И больше эта тема не поднималась. Но уже в гостинице мои «сумасшедшие» идеи получили более мощное развитие. Я уже пошел дальше. Это был сценарий для фильма.
… В довоенные времена в советском городе «Н» рождаются две сестры. Обе любят петь, танцевать… На всех праздниках они в первых рядах… И вдруг – война. 1941 год. Оккупация. И эта страшная война их разлучает. Одна попадает в Америку, вторая остается в СССР. На разных концах земного шара растут две будущие актрисы. И параллельно показаны две жизни – нашей актрисы и американской звезды (тут было рассказано много разных интересных и комедийных ситуаций у нас и у них: образ жизни, материальное благосостояние и многое другое, что отличает нас от них). И скоро обе становятся известными актрисами, а их фильмы попадают на международные кинофестивали… И вдруг! Советский и американский фильмы встречаются в Каннах. А обе актрисы выдвигаются на главный приз за лучшую женскую роль. После долгих дебатов жюри присуждает приз и нашей, и американке! На вручение приза выходит американская актриса (Ширли Маклейн) и благодарит режиссера, группу, своих родителей, на глазах слезинка счастья. Овация зала! С другой стороны сцены выходит советская актриса (Людмила Гурченко) и при полной тишине огромного зала тихо поет:
Майскими короткими ночами Отгремев, закончились бои. Где же вы теперь, друзья-однополчане, Боевые спутники мои…

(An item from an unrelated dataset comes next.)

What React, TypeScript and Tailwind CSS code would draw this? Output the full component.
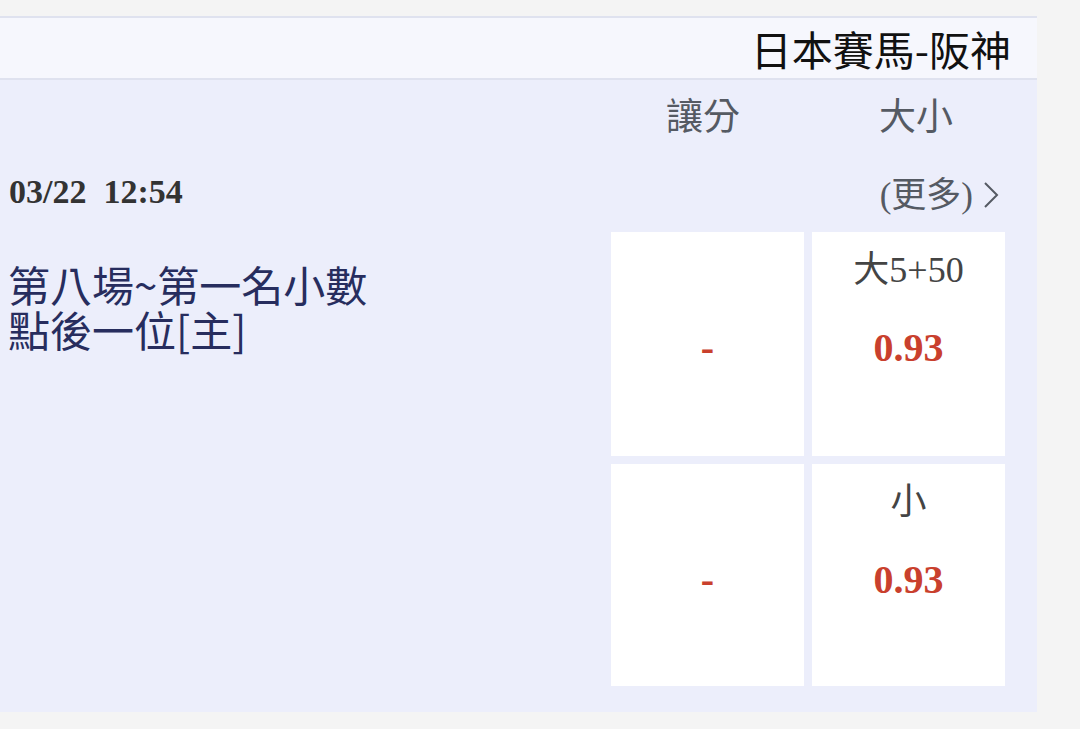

Зал аплодирует, а американка подходит и с удивлением спрашивает нашу, откуда она (американка) могла слышать эту песню? У них, прямо на цене, при многотысячном, полном зале завязывается разговор, они смотрят друг на друга безумными глазами, у них текут слезы, зал ничего не может понять… И вдруг одна с надрывом, сквозь слезы, говорит:
– Представляете! Она моя сестра! Родная! Мы после войны потерялись и не знали о существовании друг друга! Я была уверена, что она погибла! Нас разлучила война! Мы – СЕСТРЫ! – И, обнявшись, они молча стоят, глядя друг другу в глаза. Зал стоя неистовствует!